GIVEN REQUEST → Look through the lines and report how many include the word "component", giving nothing but the number.

>> begin DATASET RECORDS

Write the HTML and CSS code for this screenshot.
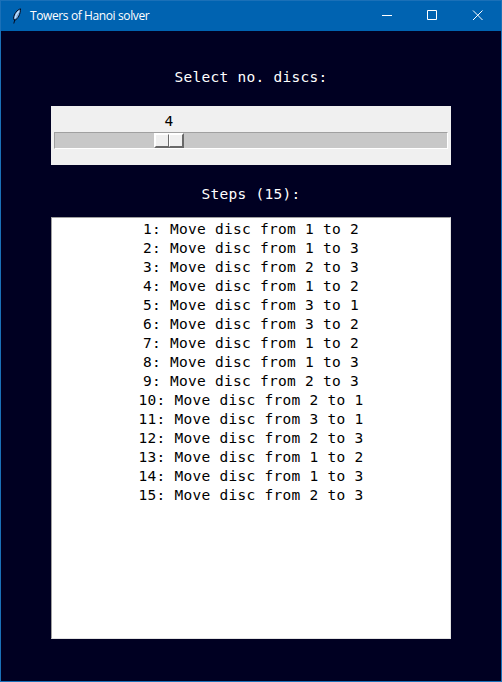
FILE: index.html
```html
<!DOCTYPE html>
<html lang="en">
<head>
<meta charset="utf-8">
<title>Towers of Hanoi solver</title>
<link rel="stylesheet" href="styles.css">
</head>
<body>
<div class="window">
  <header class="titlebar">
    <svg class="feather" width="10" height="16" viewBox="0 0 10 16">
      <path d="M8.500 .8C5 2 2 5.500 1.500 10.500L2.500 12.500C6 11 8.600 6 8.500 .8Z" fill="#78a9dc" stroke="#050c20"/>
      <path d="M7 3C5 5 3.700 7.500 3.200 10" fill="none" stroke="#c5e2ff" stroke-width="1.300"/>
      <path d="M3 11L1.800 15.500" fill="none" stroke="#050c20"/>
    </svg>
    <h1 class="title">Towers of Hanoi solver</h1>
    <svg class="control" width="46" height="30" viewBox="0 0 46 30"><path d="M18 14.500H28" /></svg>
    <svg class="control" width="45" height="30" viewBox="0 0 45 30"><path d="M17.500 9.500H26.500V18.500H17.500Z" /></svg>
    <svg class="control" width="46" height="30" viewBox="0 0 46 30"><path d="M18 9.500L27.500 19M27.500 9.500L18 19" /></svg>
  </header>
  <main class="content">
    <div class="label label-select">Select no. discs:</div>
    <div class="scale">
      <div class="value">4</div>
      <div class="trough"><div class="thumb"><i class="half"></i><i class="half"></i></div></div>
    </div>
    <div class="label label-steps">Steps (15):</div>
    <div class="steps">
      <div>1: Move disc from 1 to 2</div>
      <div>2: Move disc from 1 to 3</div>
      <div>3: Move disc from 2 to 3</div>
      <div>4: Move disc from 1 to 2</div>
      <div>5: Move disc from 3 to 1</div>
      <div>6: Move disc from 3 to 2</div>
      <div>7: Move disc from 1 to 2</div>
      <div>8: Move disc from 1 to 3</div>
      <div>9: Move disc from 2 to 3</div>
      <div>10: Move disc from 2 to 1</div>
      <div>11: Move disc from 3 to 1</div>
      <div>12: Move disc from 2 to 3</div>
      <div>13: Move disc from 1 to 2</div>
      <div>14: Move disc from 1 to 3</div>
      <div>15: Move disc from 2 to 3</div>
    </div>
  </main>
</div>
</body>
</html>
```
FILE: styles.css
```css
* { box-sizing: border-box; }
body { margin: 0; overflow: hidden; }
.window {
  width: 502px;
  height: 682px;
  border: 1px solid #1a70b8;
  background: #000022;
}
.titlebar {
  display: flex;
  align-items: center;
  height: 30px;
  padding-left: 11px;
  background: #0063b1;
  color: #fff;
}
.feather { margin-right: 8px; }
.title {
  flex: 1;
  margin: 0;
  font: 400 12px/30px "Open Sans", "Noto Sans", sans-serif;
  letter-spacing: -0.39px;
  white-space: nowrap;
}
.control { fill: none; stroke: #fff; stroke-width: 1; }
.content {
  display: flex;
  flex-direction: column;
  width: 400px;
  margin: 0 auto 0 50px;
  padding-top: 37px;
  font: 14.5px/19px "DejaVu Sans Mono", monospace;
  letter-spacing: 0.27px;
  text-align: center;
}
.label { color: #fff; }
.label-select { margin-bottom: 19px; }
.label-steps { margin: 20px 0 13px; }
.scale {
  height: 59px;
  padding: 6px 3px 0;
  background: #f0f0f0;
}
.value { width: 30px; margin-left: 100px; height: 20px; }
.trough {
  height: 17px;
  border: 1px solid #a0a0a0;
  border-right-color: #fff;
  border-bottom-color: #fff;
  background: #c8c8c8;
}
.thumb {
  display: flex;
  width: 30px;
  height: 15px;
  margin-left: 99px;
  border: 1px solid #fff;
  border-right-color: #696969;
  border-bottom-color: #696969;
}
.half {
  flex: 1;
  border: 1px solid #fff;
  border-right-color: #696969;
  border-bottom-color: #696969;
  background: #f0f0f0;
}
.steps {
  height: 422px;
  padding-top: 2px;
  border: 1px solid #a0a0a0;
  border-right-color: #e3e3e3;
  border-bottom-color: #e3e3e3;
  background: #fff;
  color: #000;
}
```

>> end DATASET RECORDS
>> begin DATASET RECORDS

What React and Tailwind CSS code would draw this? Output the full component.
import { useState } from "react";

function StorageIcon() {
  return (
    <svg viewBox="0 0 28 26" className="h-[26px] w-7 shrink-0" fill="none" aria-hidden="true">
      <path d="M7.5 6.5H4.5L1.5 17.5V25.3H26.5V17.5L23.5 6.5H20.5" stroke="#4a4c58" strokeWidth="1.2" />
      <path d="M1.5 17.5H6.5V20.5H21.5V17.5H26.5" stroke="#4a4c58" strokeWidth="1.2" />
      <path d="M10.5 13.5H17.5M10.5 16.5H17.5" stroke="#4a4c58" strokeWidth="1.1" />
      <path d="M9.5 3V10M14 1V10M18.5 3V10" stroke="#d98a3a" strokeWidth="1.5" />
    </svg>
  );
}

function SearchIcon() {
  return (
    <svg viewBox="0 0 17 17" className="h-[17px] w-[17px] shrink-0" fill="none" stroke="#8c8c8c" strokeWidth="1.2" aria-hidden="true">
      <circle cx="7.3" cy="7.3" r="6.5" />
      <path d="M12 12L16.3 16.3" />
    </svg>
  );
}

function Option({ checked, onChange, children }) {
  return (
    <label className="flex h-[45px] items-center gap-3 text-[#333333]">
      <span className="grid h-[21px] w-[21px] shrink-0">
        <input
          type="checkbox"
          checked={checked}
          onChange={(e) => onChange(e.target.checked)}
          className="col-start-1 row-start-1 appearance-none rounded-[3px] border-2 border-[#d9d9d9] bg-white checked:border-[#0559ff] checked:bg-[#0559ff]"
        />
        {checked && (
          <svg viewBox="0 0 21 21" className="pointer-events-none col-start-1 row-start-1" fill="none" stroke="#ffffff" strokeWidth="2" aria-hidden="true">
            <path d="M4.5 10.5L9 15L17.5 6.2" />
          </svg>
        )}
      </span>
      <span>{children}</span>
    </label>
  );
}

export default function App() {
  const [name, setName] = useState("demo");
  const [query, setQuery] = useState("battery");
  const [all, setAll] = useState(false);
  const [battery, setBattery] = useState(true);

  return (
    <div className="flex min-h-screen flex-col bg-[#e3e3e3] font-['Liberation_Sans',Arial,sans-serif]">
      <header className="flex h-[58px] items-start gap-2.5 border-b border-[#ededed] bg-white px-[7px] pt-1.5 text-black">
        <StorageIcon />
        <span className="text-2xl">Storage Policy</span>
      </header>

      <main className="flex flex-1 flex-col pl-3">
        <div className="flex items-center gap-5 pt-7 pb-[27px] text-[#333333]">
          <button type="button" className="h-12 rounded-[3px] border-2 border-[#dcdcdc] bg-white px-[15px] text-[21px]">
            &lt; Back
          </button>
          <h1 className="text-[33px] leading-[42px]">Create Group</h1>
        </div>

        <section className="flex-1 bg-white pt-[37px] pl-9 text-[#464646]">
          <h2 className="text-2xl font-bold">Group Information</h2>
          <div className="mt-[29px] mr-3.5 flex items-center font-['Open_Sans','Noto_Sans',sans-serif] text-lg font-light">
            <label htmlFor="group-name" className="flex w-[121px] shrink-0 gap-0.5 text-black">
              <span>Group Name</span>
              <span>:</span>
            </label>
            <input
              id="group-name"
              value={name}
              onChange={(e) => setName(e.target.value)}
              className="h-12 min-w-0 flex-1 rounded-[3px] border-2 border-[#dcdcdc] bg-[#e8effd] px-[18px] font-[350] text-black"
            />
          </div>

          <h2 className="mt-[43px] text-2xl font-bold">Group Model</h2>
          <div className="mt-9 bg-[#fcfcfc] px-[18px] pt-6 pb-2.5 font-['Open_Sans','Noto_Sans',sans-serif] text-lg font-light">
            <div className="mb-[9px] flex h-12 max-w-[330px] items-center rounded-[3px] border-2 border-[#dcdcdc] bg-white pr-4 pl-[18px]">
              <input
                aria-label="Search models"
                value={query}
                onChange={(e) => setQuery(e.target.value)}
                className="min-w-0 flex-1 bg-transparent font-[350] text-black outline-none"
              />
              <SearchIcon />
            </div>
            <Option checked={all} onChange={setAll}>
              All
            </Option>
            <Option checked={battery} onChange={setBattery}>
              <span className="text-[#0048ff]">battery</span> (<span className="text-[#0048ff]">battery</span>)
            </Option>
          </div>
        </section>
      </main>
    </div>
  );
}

>> end DATASET RECORDS
>> begin DATASET RECORDS

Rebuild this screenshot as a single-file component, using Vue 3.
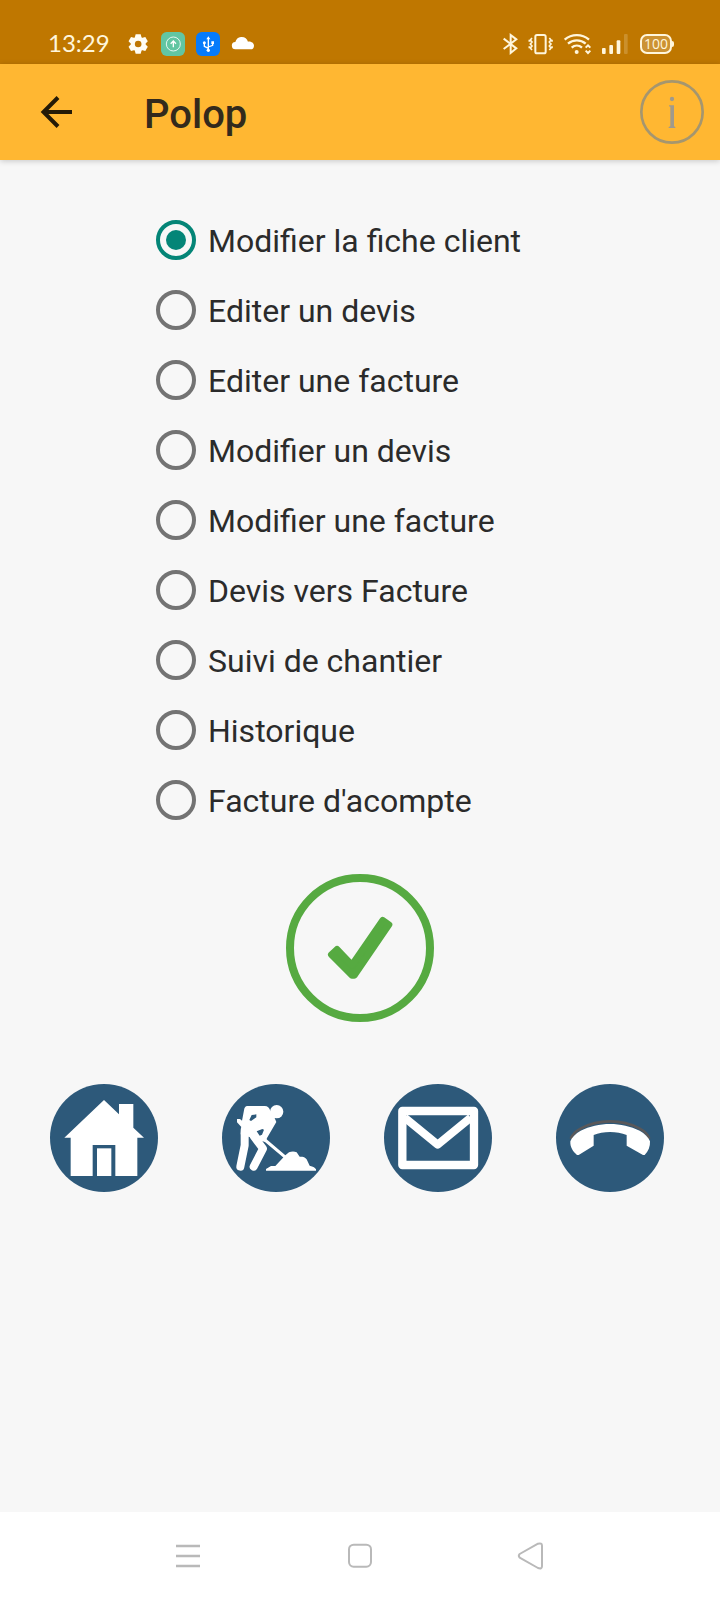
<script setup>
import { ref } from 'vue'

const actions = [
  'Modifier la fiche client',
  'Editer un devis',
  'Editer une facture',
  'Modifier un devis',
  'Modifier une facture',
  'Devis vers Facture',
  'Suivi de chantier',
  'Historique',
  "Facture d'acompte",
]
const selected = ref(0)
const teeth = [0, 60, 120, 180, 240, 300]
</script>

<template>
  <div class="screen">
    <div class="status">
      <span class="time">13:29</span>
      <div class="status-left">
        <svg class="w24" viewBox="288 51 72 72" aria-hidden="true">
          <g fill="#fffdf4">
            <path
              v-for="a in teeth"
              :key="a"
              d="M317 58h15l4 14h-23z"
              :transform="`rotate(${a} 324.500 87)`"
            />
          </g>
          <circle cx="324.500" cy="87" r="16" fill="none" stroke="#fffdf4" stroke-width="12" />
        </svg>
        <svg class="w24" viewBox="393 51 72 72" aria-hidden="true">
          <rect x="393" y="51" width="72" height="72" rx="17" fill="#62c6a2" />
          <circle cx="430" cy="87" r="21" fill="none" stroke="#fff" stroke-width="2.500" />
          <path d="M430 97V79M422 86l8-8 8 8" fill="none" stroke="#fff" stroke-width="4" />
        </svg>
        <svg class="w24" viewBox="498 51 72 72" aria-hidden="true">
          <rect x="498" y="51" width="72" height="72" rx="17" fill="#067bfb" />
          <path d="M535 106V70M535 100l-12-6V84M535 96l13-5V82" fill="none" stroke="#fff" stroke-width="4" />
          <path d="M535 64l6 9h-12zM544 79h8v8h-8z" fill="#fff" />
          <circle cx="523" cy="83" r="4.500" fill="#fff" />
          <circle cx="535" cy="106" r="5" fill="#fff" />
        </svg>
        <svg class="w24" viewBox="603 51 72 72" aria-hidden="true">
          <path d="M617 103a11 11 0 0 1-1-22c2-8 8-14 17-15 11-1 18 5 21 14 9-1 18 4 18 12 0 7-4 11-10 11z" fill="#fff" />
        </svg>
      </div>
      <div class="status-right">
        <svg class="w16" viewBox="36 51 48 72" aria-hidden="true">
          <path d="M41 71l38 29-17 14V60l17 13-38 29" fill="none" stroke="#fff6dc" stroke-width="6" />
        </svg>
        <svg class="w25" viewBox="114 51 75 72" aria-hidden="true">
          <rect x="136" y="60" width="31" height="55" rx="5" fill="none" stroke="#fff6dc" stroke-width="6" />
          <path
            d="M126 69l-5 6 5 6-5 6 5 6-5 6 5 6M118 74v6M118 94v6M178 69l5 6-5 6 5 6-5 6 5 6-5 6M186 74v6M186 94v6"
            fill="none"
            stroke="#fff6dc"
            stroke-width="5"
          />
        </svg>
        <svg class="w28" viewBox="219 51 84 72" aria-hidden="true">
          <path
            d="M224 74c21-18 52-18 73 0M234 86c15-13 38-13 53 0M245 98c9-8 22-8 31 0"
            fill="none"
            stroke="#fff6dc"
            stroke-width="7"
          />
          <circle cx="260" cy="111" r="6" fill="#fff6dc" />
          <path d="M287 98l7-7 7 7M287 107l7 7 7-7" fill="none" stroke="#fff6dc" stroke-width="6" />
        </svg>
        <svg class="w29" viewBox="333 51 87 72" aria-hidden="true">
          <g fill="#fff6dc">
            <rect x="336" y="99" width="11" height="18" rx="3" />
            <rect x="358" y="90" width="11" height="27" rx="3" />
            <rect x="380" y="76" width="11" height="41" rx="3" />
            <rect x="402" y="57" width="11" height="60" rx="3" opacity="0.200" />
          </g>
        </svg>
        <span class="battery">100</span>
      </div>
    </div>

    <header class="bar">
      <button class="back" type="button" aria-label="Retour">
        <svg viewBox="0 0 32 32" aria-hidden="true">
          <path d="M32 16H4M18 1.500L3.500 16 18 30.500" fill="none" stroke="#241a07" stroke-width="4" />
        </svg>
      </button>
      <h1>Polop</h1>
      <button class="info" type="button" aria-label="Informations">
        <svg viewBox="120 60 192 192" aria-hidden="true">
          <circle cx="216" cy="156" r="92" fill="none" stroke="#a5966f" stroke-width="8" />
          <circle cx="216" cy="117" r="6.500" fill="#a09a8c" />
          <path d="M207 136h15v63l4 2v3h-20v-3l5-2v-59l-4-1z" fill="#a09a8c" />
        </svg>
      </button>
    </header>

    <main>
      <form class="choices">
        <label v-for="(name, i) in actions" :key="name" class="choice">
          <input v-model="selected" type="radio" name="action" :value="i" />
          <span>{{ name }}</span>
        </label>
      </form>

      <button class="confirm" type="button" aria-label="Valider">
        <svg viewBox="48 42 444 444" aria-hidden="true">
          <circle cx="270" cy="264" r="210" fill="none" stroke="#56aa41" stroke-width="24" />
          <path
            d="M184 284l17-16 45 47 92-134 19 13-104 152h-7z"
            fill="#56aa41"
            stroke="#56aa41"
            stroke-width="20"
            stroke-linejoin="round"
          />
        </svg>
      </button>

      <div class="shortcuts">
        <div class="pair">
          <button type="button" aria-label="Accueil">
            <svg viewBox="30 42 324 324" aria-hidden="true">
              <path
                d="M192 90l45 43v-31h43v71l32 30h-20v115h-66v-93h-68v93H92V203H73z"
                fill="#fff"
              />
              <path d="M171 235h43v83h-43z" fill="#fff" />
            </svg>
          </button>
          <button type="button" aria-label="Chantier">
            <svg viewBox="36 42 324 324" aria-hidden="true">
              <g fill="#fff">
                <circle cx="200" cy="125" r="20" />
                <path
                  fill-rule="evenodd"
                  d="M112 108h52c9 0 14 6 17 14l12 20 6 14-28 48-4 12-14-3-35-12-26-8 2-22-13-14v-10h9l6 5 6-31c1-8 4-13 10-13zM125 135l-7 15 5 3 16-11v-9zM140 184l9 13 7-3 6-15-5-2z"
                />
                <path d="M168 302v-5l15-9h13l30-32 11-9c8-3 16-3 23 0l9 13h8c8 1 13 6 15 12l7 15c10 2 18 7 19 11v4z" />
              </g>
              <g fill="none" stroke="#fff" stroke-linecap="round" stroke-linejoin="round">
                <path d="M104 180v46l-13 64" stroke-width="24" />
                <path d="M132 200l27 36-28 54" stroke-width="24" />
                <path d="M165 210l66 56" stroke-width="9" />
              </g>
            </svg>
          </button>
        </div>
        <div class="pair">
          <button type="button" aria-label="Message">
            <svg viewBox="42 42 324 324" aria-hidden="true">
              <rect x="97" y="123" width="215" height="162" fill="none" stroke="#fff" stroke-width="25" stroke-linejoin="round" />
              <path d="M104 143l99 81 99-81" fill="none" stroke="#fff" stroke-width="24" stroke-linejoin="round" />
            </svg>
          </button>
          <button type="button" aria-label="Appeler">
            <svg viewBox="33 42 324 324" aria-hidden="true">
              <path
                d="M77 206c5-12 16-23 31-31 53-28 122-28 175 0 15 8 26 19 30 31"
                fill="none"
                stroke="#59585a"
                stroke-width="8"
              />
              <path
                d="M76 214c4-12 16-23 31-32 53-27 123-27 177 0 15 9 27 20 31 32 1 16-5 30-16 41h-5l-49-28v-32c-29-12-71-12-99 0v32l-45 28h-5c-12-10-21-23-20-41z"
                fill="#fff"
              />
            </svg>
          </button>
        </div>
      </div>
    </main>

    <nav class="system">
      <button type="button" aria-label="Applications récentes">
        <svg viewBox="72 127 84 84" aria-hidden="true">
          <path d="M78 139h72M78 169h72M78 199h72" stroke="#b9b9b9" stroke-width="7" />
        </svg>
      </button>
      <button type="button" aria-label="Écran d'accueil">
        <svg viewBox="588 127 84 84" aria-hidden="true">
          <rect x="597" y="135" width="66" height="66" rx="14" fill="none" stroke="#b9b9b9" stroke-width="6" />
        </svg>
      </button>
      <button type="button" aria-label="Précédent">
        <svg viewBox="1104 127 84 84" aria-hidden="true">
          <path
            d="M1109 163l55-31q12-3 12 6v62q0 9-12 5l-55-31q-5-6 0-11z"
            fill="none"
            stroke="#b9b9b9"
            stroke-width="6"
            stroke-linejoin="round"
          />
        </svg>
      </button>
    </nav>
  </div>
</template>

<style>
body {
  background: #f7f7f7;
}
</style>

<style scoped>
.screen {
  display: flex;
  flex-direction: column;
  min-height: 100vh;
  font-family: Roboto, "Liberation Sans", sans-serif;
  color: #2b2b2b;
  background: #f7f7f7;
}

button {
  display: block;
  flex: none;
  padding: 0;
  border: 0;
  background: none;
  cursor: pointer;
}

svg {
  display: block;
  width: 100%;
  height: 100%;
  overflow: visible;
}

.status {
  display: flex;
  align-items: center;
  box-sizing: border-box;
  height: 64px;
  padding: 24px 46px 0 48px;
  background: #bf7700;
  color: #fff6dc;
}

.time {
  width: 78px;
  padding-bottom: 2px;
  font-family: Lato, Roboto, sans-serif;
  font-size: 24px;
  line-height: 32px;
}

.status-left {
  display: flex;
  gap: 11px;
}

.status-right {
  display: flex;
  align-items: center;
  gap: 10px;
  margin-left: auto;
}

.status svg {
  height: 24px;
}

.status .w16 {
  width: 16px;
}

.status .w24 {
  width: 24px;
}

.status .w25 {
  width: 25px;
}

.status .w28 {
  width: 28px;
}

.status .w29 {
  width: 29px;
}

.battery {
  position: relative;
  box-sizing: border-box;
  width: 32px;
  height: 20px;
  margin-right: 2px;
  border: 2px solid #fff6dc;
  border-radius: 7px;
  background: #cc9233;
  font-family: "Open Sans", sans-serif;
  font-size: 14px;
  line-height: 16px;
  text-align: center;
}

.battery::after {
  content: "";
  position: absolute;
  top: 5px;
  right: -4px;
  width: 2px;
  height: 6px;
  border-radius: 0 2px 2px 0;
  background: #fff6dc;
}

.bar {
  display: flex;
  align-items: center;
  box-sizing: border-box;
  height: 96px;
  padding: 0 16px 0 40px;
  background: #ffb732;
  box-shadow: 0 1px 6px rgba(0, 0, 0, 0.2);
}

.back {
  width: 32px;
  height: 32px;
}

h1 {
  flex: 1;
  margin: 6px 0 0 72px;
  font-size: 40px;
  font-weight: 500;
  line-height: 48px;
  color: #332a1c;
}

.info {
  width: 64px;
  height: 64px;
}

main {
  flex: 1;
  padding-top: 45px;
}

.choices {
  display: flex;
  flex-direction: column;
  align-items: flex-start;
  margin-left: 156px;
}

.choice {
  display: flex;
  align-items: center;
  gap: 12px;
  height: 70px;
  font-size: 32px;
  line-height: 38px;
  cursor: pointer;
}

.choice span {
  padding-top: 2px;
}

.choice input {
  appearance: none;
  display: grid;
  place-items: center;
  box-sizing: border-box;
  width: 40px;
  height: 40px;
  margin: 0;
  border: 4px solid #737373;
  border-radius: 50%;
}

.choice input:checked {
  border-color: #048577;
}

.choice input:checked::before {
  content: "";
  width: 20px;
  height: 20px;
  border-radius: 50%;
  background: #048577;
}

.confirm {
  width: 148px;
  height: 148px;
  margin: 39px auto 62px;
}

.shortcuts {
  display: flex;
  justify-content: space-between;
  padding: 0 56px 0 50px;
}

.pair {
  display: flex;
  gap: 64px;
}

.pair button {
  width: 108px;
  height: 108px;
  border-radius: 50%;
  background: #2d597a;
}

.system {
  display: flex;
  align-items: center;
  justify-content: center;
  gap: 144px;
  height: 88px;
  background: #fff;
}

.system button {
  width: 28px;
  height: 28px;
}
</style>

>> end DATASET RECORDS

RESULT FOR THIS EXERCISE → 2